:: WRITTEN REQUEST ::
Restate the records that follow word for word; no pictures should appear.

:: DATASET ROWS ::
┄┄┄┄┄┄┄┄┄┄┄┄┄┄┄┄┄┄┄┄

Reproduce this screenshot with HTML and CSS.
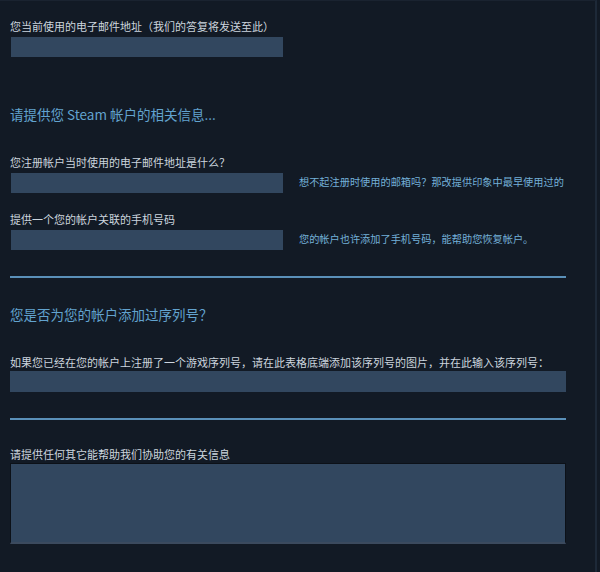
FILE: index.html
```html
<!DOCTYPE html>
<html lang="zh-CN">
<head>
    <meta charset="UTF-8">
    <meta name="viewport" content="width=device-width, initial-scale=1.0">
    <title>Steam 帐户找回</title>
    <link rel="stylesheet" href="styles.css">
</head>
<body>
    <div class="page">
        <div class="form">
            <label class="field-label first">您当前使用的电子邮件地址（我们的答复将发送至此）</label>
            <input type="text" class="field short">

            <h2 class="section-title">请提供您 Steam 帐户的相关信息...</h2>

            <label class="field-label after-title">您注册帐户当时使用的电子邮件地址是什么？</label>
            <div class="field-row">
                <input type="text" class="field short">
                <span class="field-help">想不起注册时使用的邮箱吗？那改提供印象中最早使用过的</span>
            </div>

            <label class="field-label">提供一个您的帐户关联的手机号码</label>
            <div class="field-row">
                <input type="text" class="field short">
                <span class="field-help">您的帐户也许添加了手机号码，能帮助您恢复帐户。</span>
            </div>

            <div class="divider"></div>

            <h2 class="section-title second">您是否为您的帐户添加过序列号？</h2>

            <label class="field-label tight">如果您已经在您的帐户上注册了一个游戏序列号，请在此表格底端添加该序列号的图片，并在此输入该序列号：</label>
            <input type="text" class="field full">

            <div class="divider"></div>

            <label class="field-label tight last">请提供任何其它能帮助我们协助您的有关信息</label>
            <textarea class="field area"></textarea>
        </div>
    </div>
</body>
</html>
```

FILE: styles.css
```css
* {
    box-sizing: border-box;
}
html, body {
    margin: 0;
    padding: 0;
    height: 100%;
}
body {
    background-color: #121a25;
    font-family: "Noto Sans CJK SC", "Noto Sans", sans-serif;
    overflow: hidden;
}
.page {
    width: 597px;
    height: 100%;
    border-right: 2px solid #1d2938;
    border-top: 1px solid #1a2330;
}
.form {
    padding: 0 0 0 10px;
    width: 566px;
    display: flex;
    flex-direction: column;
    align-items: flex-start;
}
.field-label {
    display: block;
    color: #ccd5de;
    font-size: 11px;
    line-height: 18px;
    height: 18px;
    margin-top: 17px;
    white-space: nowrap;
}
.field-label.first {
    margin-top: 16px;
}
.field-label.after-title {
    margin-top: 30px;
}
.field-label.tight {
    margin-top: 30px;
}
.field-label.last {
    margin-top: 25px;
}
.field {
    display: block;
    background-color: #32475f;
    border: none;
    outline: none;
    margin: 2px 0 0 1px;
    height: 20px;
    padding: 0;
    color: #ffffff;
    font-family: inherit;
}
.field.short {
    width: 272px;
}
.field-row .field {
    margin-top: 0;
}
.field.full {
    width: 556px;
    height: 21px;
    margin: 0;
}
.field.area {
    width: 556px;
    height: 81px;
    margin: 0;
    border: 1px solid #0c1118;
    border-bottom: 2px solid #3b4a5e;
    resize: none;
}
.field-row {
    display: flex;
    align-items: center;
    gap: 16px;
    margin-top: 2px;
}
.field-help {
    color: #74b0d8;
    font-size: 10.2px;
    line-height: 14px;
    white-space: nowrap;
    position: relative;
    top: -1px;
}
.section-title {
    margin: 48px 0 0 0;
    color: #62a3cf;
    font-size: 13.5px;
    line-height: 18px;
    font-weight: normal;
}
.section-title.second {
    margin-top: 27px;
}
.divider {
    width: 556px;
    height: 2px;
    margin-top: 26px;
    background-color: #5a90b9;
}
```
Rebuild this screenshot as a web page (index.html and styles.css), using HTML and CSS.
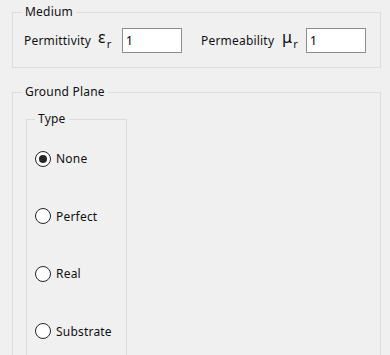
FILE: index.html
```html
<!doctype html>
<html lang="en">
<head>
  <meta charset="utf-8">
  <title>Medium and Ground Plane</title>
  <link rel="stylesheet" href="styles.css">
</head>
<body>
  <div class="panel">
    <fieldset class="group medium">
      <legend>Medium</legend>
      <div class="row">
        <label class="field-label" for="eps">Permittivity</label>
        <span class="sym">&epsilon;<sub>r</sub></span>
        <input class="num" id="eps" type="text" value="1">
        <label class="field-label second" for="mu">Permeability</label>
        <span class="sym">&mu;<sub>r</sub></span>
        <input class="num" id="mu" type="text" value="1">
      </div>
    </fieldset>

    <fieldset class="group ground">
      <legend>Ground Plane</legend>
      <fieldset class="group type">
        <legend>Type</legend>
        <label class="radio"><input type="radio" name="gp" checked>None</label>
        <label class="radio"><input type="radio" name="gp">Perfect</label>
        <label class="radio"><input type="radio" name="gp">Real</label>
        <label class="radio"><input type="radio" name="gp">Substrate</label>
      </fieldset>
    </fieldset>
  </div>
</body>
</html>
```

FILE: styles.css
```css
html, body {
  margin: 0;
  height: 100%;
  overflow: hidden;
  background: #f0f0f0;
}

body {
  font-family: "Noto Sans", "Open Sans", sans-serif;
  font-size: 12px;
  letter-spacing: 0.2px;
  color: #111;
}

.panel {
  padding: 5px 0 0 12px;
  width: 369px;
}

.group {
  margin: 0;
  border: 1px solid #dcdcdc;
  min-width: 0;
}

.group > legend {
  padding: 0 3px;
  line-height: 14px;
}

.medium {
  padding: 9px 0 14px 11px;
}

.medium > legend {
  margin-left: -2px;
}

.row {
  display: flex;
  align-items: center;
  height: 25px;
}

.field-label {
  width: 74px;
  flex: none;
}

.field-label.second {
  width: 81px;
  margin-left: 19px;
}

.sym {
  width: 24px;
  flex: none;
  font-size: 16px;
  line-height: 16px;
}

.sym sub {
  font-size: 11px;
  vertical-align: -5px;
  margin-left: 1px;
}

.num {
  box-sizing: border-box;
  width: 60px;
  height: 25px;
  flex: none;
  margin: 0;
  padding: 0 3px;
  border: 1px solid #8c8c8c;
  background: #fff;
  font: inherit;
  color: #000;
  outline: none;
}

.ground {
  margin-top: 17px;
  padding: 13px 0 0 13px;
  height: 400px;
}

.ground > legend {
  margin-left: -4px;
}

.type {
  width: 101px;
  box-sizing: border-box;
  height: 400px;
  padding: 4px 0 0 8px;
}

.radio {
  display: flex;
  align-items: center;
  height: 57.5px;
}

.radio input {
  appearance: none;
  box-sizing: border-box;
  width: 16px;
  height: 16px;
  margin: 0 5px 0 0;
  border: 1px solid #262626;
  border-radius: 50%;
  background: #fff;
  display: grid;
  place-items: center;
}

.radio input:checked::before {
  content: "";
  width: 8px;
  height: 8px;
  border-radius: 50%;
  background: #262626;
}
```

┄┄┄┄┄┄┄┄┄┄┄┄┄┄┄┄┄┄┄┄

:: RESULT OF THIS TASK ::
Reproduce this screenshot with HTML and CSS.
FILE: index.html
```html
<!DOCTYPE html>
<html lang="zh-CN">
<head>
    <meta charset="UTF-8">
    <meta name="viewport" content="width=device-width, initial-scale=1.0">
    <title>Steam 帐户找回</title>
    <link rel="stylesheet" href="styles.css">
</head>
<body>
    <div class="page">
        <div class="form">
            <label class="field-label first">您当前使用的电子邮件地址（我们的答复将发送至此）</label>
            <input type="text" class="field short">

            <h2 class="section-title">请提供您 Steam 帐户的相关信息...</h2>

            <label class="field-label after-title">您注册帐户当时使用的电子邮件地址是什么？</label>
            <div class="field-row">
                <input type="text" class="field short">
                <span class="field-help">想不起注册时使用的邮箱吗？那改提供印象中最早使用过的</span>
            </div>

            <label class="field-label">提供一个您的帐户关联的手机号码</label>
            <div class="field-row">
                <input type="text" class="field short">
                <span class="field-help">您的帐户也许添加了手机号码，能帮助您恢复帐户。</span>
            </div>

            <div class="divider"></div>

            <h2 class="section-title second">您是否为您的帐户添加过序列号？</h2>

            <label class="field-label tight">如果您已经在您的帐户上注册了一个游戏序列号，请在此表格底端添加该序列号的图片，并在此输入该序列号：</label>
            <input type="text" class="field full">

            <div class="divider"></div>

            <label class="field-label tight last">请提供任何其它能帮助我们协助您的有关信息</label>
            <textarea class="field area"></textarea>
        </div>
    </div>
</body>
</html>
```

FILE: styles.css
```css
* {
    box-sizing: border-box;
}
html, body {
    margin: 0;
    padding: 0;
    height: 100%;
}
body {
    background-color: #121a25;
    font-family: "Noto Sans CJK SC", "Noto Sans", sans-serif;
    overflow: hidden;
}
.page {
    width: 597px;
    height: 100%;
    border-right: 2px solid #1d2938;
    border-top: 1px solid #1a2330;
}
.form {
    padding: 0 0 0 10px;
    width: 566px;
    display: flex;
    flex-direction: column;
    align-items: flex-start;
}
.field-label {
    display: block;
    color: #ccd5de;
    font-size: 11px;
    line-height: 18px;
    height: 18px;
    margin-top: 17px;
    white-space: nowrap;
}
.field-label.first {
    margin-top: 16px;
}
.field-label.after-title {
    margin-top: 30px;
}
.field-label.tight {
    margin-top: 30px;
}
.field-label.last {
    margin-top: 25px;
}
.field {
    display: block;
    background-color: #32475f;
    border: none;
    outline: none;
    margin: 2px 0 0 1px;
    height: 20px;
    padding: 0;
    color: #ffffff;
    font-family: inherit;
}
.field.short {
    width: 272px;
}
.field-row .field {
    margin-top: 0;
}
.field.full {
    width: 556px;
    height: 21px;
    margin: 0;
}
.field.area {
    width: 556px;
    height: 81px;
    margin: 0;
    border: 1px solid #0c1118;
    border-bottom: 2px solid #3b4a5e;
    resize: none;
}
.field-row {
    display: flex;
    align-items: center;
    gap: 16px;
    margin-top: 2px;
}
.field-help {
    color: #74b0d8;
    font-size: 10.2px;
    line-height: 14px;
    white-space: nowrap;
    position: relative;
    top: -1px;
}
.section-title {
    margin: 48px 0 0 0;
    color: #62a3cf;
    font-size: 13.5px;
    line-height: 18px;
    font-weight: normal;
}
.section-title.second {
    margin-top: 27px;
}
.divider {
    width: 556px;
    height: 2px;
    margin-top: 26px;
    background-color: #5a90b9;
}
```
Rebuild this screenshot as a web page (index.html and styles.css), using HTML and CSS.
FILE: index.html
```html
<!doctype html>
<html lang="en">
<head>
  <meta charset="utf-8">
  <title>Medium and Ground Plane</title>
  <link rel="stylesheet" href="styles.css">
</head>
<body>
  <div class="panel">
    <fieldset class="group medium">
      <legend>Medium</legend>
      <div class="row">
        <label class="field-label" for="eps">Permittivity</label>
        <span class="sym">&epsilon;<sub>r</sub></span>
        <input class="num" id="eps" type="text" value="1">
        <label class="field-label second" for="mu">Permeability</label>
        <span class="sym">&mu;<sub>r</sub></span>
        <input class="num" id="mu" type="text" value="1">
      </div>
    </fieldset>

    <fieldset class="group ground">
      <legend>Ground Plane</legend>
      <fieldset class="group type">
        <legend>Type</legend>
        <label class="radio"><input type="radio" name="gp" checked>None</label>
        <label class="radio"><input type="radio" name="gp">Perfect</label>
        <label class="radio"><input type="radio" name="gp">Real</label>
        <label class="radio"><input type="radio" name="gp">Substrate</label>
      </fieldset>
    </fieldset>
  </div>
</body>
</html>
```

FILE: styles.css
```css
html, body {
  margin: 0;
  height: 100%;
  overflow: hidden;
  background: #f0f0f0;
}

body {
  font-family: "Noto Sans", "Open Sans", sans-serif;
  font-size: 12px;
  letter-spacing: 0.2px;
  color: #111;
}

.panel {
  padding: 5px 0 0 12px;
  width: 369px;
}

.group {
  margin: 0;
  border: 1px solid #dcdcdc;
  min-width: 0;
}

.group > legend {
  padding: 0 3px;
  line-height: 14px;
}

.medium {
  padding: 9px 0 14px 11px;
}

.medium > legend {
  margin-left: -2px;
}

.row {
  display: flex;
  align-items: center;
  height: 25px;
}

.field-label {
  width: 74px;
  flex: none;
}

.field-label.second {
  width: 81px;
  margin-left: 19px;
}

.sym {
  width: 24px;
  flex: none;
  font-size: 16px;
  line-height: 16px;
}

.sym sub {
  font-size: 11px;
  vertical-align: -5px;
  margin-left: 1px;
}

.num {
  box-sizing: border-box;
  width: 60px;
  height: 25px;
  flex: none;
  margin: 0;
  padding: 0 3px;
  border: 1px solid #8c8c8c;
  background: #fff;
  font: inherit;
  color: #000;
  outline: none;
}

.ground {
  margin-top: 17px;
  padding: 13px 0 0 13px;
  height: 400px;
}

.ground > legend {
  margin-left: -4px;
}

.type {
  width: 101px;
  box-sizing: border-box;
  height: 400px;
  padding: 4px 0 0 8px;
}

.radio {
  display: flex;
  align-items: center;
  height: 57.5px;
}

.radio input {
  appearance: none;
  box-sizing: border-box;
  width: 16px;
  height: 16px;
  margin: 0 5px 0 0;
  border: 1px solid #262626;
  border-radius: 50%;
  background: #fff;
  display: grid;
  place-items: center;
}

.radio input:checked::before {
  content: "";
  width: 8px;
  height: 8px;
  border-radius: 50%;
  background: #262626;
}
```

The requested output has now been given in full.